Fatigue is often tricky because there is not just one reason why you are tired. I always have to step back and take a look at the whole picture. Often many different systems are involved so you have to start checking all the boxes of the different systems that may be culprits. Here are some areas that I often evaluate…
- Thyroid – everyone always looks at the thyroid but they don’t look at the whole picture. A simple TSH is not enough. You need the free T4, free T3 and thyroid antibodies (thyroglobulin as well as thyroid peroxidase). Just because they are in “normal” range does not mean they are optimal. Carefully looking at these values can often tip you off that something else is going on like the adrenals or low nutrients.
- Anemia – anemia is a low red blood cell count. If you are anemic you will be tired. This is checked easily by doing what is called a complete blood count (cbc).
- Low iron – you can have low iron and not be anemic so unless this is specifically checked it will often be missed. There are lots of ways to measure iron but the value I like the best and follow is the ferritin level. Ferritin is a representation of the amount of iron stored so it not as affected by what you have eaten the few days prior. Again, just because it is in the “normal” range does not mean it is normal. If you are on the low end of normal then you are most likely iron deficient. Low iron also affects how you use thyroid hormones so the thyroid levels free T4/T3 might be on the lower side if this is the case.
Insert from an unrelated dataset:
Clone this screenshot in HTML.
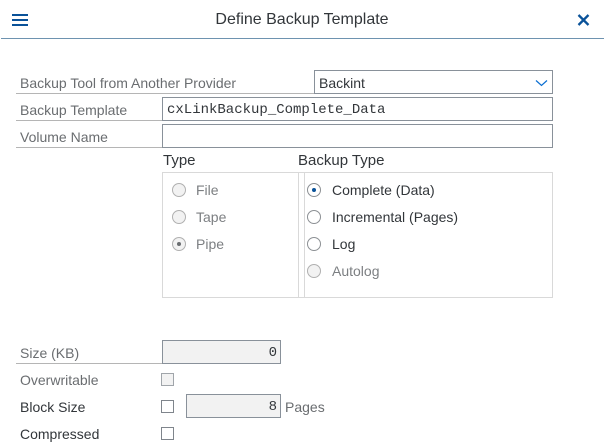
<!DOCTYPE html>
<html><head><meta charset="utf-8"><style>
*{margin:0;padding:0;box-sizing:border-box}
body{width:604px;height:447px;background:#fff;position:relative;overflow:hidden;font-family:"Liberation Sans",sans-serif;font-size:14px;color:#32363a}
.a{position:absolute}
.lbl{position:absolute;color:#6a6d70;font-size:14px;line-height:16px}
.ul{position:absolute;height:1px;background:#b5b5b5}
.inp{position:absolute;border:1px solid #89919a;background:#fff}
.mono{font-family:"Liberation Mono","DejaVu Sans Mono",monospace;font-size:14px}
.rad{position:absolute;width:14px;height:14px;border-radius:50%;border:1px solid #8c9094;background:#fff}
.rad.d{background:#f2f2f2;border-color:#b0b0b0}
.cb{position:absolute;width:13px;height:13px;border:1px solid #7f858c;background:#fff}
</style></head><body>
<div class="a" style="left:12px;top:14px;width:16px;height:2px;background:#0a5299"></div>
<div class="a" style="left:12px;top:19px;width:16px;height:2px;background:#0a5299"></div>
<div class="a" style="left:12px;top:24px;width:16px;height:2px;background:#0a5299"></div>
<div class="a" style="left:0;top:11px;width:604px;text-align:center;font-size:16px;color:#32363a;line-height:18px">Define Backup Template</div>
<svg class="a" style="left:577px;top:14px" width="13" height="12" viewBox="0 0 13 12"><path d="M1.5 1 L11.5 11 M11.5 1 L1.5 11" stroke="#0a5299" stroke-width="2.3"/></svg>
<div class="a" style="left:1px;top:38px;width:603px;height:1px;background:#6e93b0"></div>

<div class="lbl" style="left:20px;top:75px">Backup Tool from Another Provider</div>
<div class="ul" style="left:16px;top:93px;width:298px"></div>
<div class="inp" style="left:314px;top:70px;width:239px;height:24px"></div>
<div class="a" style="left:319px;top:75px;line-height:16px">Backint</div>
<svg class="a" style="left:535px;top:79px" width="13" height="8" viewBox="0 0 13 8"><path d="M1 1.5 L6.5 6.5 L12 1.5" fill="none" stroke="#0a6ed1" stroke-width="1.2"/></svg>

<div class="lbl" style="left:20px;top:102px">Backup Template</div>
<div class="ul" style="left:16px;top:120px;width:146px"></div>
<div class="inp" style="left:162px;top:97px;width:391px;height:24px"></div>
<div class="a mono" style="left:167px;top:102px;line-height:16px;color:#32363a">cxLinkBackup_Complete_Data</div>

<div class="lbl" style="left:20px;top:129px">Volume Name</div>
<div class="ul" style="left:16px;top:147px;width:146px"></div>
<div class="inp" style="left:162px;top:124px;width:391px;height:24px"></div>

<div class="a" style="left:163px;top:152px;font-size:15px;line-height:17px">Type</div>
<div class="a" style="left:298px;top:152px;font-size:15px;line-height:17px">Backup Type</div>
<div class="a" style="left:162px;top:172px;width:391px;height:126px;border:1px solid #d9d9d9"></div>
<div class="a" style="left:298px;top:172px;width:1px;height:126px;background:#d9d9d9"></div>
<div class="a" style="left:304px;top:172px;width:1px;height:126px;background:#d9d9d9"></div>

<div class="rad d" style="left:172px;top:183px"></div><div class="lbl" style="left:196px;top:182px;color:#7c7f82">File</div>
<div class="rad d" style="left:172px;top:210px"></div><div class="lbl" style="left:196px;top:209px;color:#7c7f82">Tape</div>
<div class="rad d" style="left:172px;top:237px"></div><div class="a" style="left:177px;top:242px;width:4px;height:4px;border-radius:50%;background:#6a6d70"></div><div class="lbl" style="left:196px;top:236px;color:#7c7f82">Pipe</div>

<div class="rad" style="left:307px;top:183px"></div><div class="a" style="left:312px;top:188px;width:4px;height:4px;border-radius:50%;background:#0a5299"></div><div class="a" style="left:332px;top:182px;line-height:16px">Complete (Data)</div>
<div class="rad" style="left:307px;top:210px"></div><div class="a" style="left:332px;top:209px;line-height:16px">Incremental (Pages)</div>
<div class="rad" style="left:307px;top:237px"></div><div class="a" style="left:332px;top:236px;line-height:16px">Log</div>
<div class="rad d" style="left:307px;top:264px"></div><div class="lbl" style="left:332px;top:263px;color:#7c7f82">Autolog</div>

<div class="lbl" style="left:20px;top:345px">Size (KB)</div>
<div class="ul" style="left:16px;top:363px;width:146px"></div>
<div class="inp" style="left:162px;top:340px;width:119px;height:24px;background:#f2f2f2"></div>
<div class="a mono" style="left:162px;top:345px;width:115px;text-align:right;line-height:16px">0</div>

<div class="lbl" style="left:20px;top:372px">Overwritable</div>
<div class="cb" style="left:161px;top:373px;background:#f2f2f2;border-color:#a0a5aa"></div>

<div class="a" style="left:20px;top:399px;line-height:16px">Block Size</div>
<div class="cb" style="left:161px;top:400px"></div>
<div class="inp" style="left:186px;top:394px;width:95px;height:24px;background:#f2f2f2"></div>
<div class="a mono" style="left:186px;top:399px;width:91px;text-align:right;line-height:16px">8</div>
<div class="lbl" style="left:285px;top:399px">Pages</div>

<div class="a" style="left:20px;top:426px;line-height:16px">Compressed</div>
<div class="cb" style="left:161px;top:427px"></div>
</body></html>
- Mono – Epstein Barr virus (EBV) is a herpes virus. Once you have had mono you can have symptoms that resurface years later. I call these mono ‘flares”. The most common symptom with a flare is feeling like you are coming down with something, feel like the flu but it’s not the flu and overwhelming fatigue. Episodes may last a few days or weeks. Some people will have a sore throat but this is not always present. Traditional EBV panels will miss this chronic form so specialty testing looking for the reactivated form must be done.
- Adrenal fatigue – traditional blood tests are not good enough to diagnose adrenal fatigue. A low DHEA can tip you off that the adrenals are involved but the DHEA in blood work is often normal even with adrenal fatigue. Traditional medicine doesn’t believe in adrenal fatigue, only adrenal failure which is called Addison’s. I have become a believer in adrenal fatigue though as the countless symptomatic people with optimal blood tests prove they have low adrenal hormones using saliva and urine. When these are addressed the symptoms improve.
- Sleep issues – If you aren’t sleeping, then you aren’t restoring so efforts to improve your sleep quality must be addressed. Sleep apnea is a huge cause of fatigue. You do not have to be overweight to have sleep apnea. You do not have to be a man to have sleep apnea. If you snore, wake up startled or gasping or wake up fatigued then you might have sleep apnea and this needs to be evaluated. Undiagnosed sleep apnea can not only cause fatigue but can contribute to high blood pressure and diabetes.
There are so many more underlying causes of fatigue. If you are tired of being tired then don’t stop looking for the issues!